Ce qui m'en reste, c'est que le voyage de M. de Rémusat ici est une sorte de mission, qui lui a été confiée par les honnêtes gens du juste milieu, tels que MM. Royer-Collard, Guizot, Broglie, Bertin de Veaux, même Sébastiani, qui est en guerre ouverte avec Rigny. Cette mission consiste à décider M. de Talleyrand à accepter la présidence du Conseil, ou, si cela ne se peut, à être le patron d'un nouveau ministère dans lequel Sébastiani serait conservé et qu'on fortifierait en y faisant entrer Guizot, Thiers, Dupin. Tel qu'il est, décomposé et désuni, le ministère ne saurait durer; mais il faut décider le Roi à choisir des hommes plus forts, résolus à suivre le système de M. Perier et capables, par leur talent, d'en imposer à la Chambre. On voudrait que M. de Talleyrand, à Paris, fît assez sentir au Roi le péril de sa situation pour le déterminer à pareille chose. Voilà ce que M. de Rémusat est chargé d'obtenir de M. de Talleyrand, et sur quoi il s'est donné la peine de m'endoctriner. M. de Talleyrand est beaucoup trop déterminé à ne faire partie d'aucune administration pour être ébranlé sur ce point. Certes, son intention a toujours été de parler au Roi selon sa conscience, mais qu'en obtiendrait-il?.. Pas grand'chose peut-être…

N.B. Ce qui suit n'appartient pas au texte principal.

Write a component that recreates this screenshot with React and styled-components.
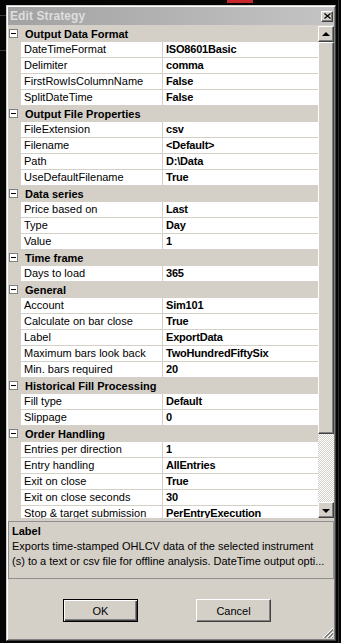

Londres, 29 mai 1832.– Quelle journée que celle d'hier! Le «Drawing-room» qui a duré jusqu'à plus de cinq heures! C'était l'anniversaire du jour de naissance du Roi, qui, ayant appris que la princesse de Lieven et moi ne dînions pas chez lord Palmerston, nous a choisies pour représenter le Corps diplomatique à son dîner.

Il n'y avait à ce dîner, excepté la famille légitime et illégitime, que le strict service et quelques vieux amis du Roi, comme le duc de Dorset et lord Mount-Edgecumbe.

Le Roi ne s'est pas fait faute de toasts: le premier à Mme de Lieven, sur ce qu'après les longues années pendant lesquelles elle avait représenté à Londres une Cour toujours amie de celle de la Grande-Bretagne, il la regardait comme une amie personnelle. Puis à moi: «Je vous connais depuis moins de temps, Madame, mais vous nous laissez ici des souvenirs qui nous font désirer votre retour et que vous nous reveniez avec la bonne santé que vous allez chercher aux eaux. Les circonstances délicates et difficiles dans lesquelles votre oncle s'est trouvé ici, et pendant lesquelles il a montré tant de loyauté, d'intégrité et d'habileté, me font attacher beaucoup de prix à ce qu'il nous revienne et je vous prie de le lui dire.» Puis à Mme de Woronzoff, sur ce que, par son mari, elle était aussi Anglaise que Russe.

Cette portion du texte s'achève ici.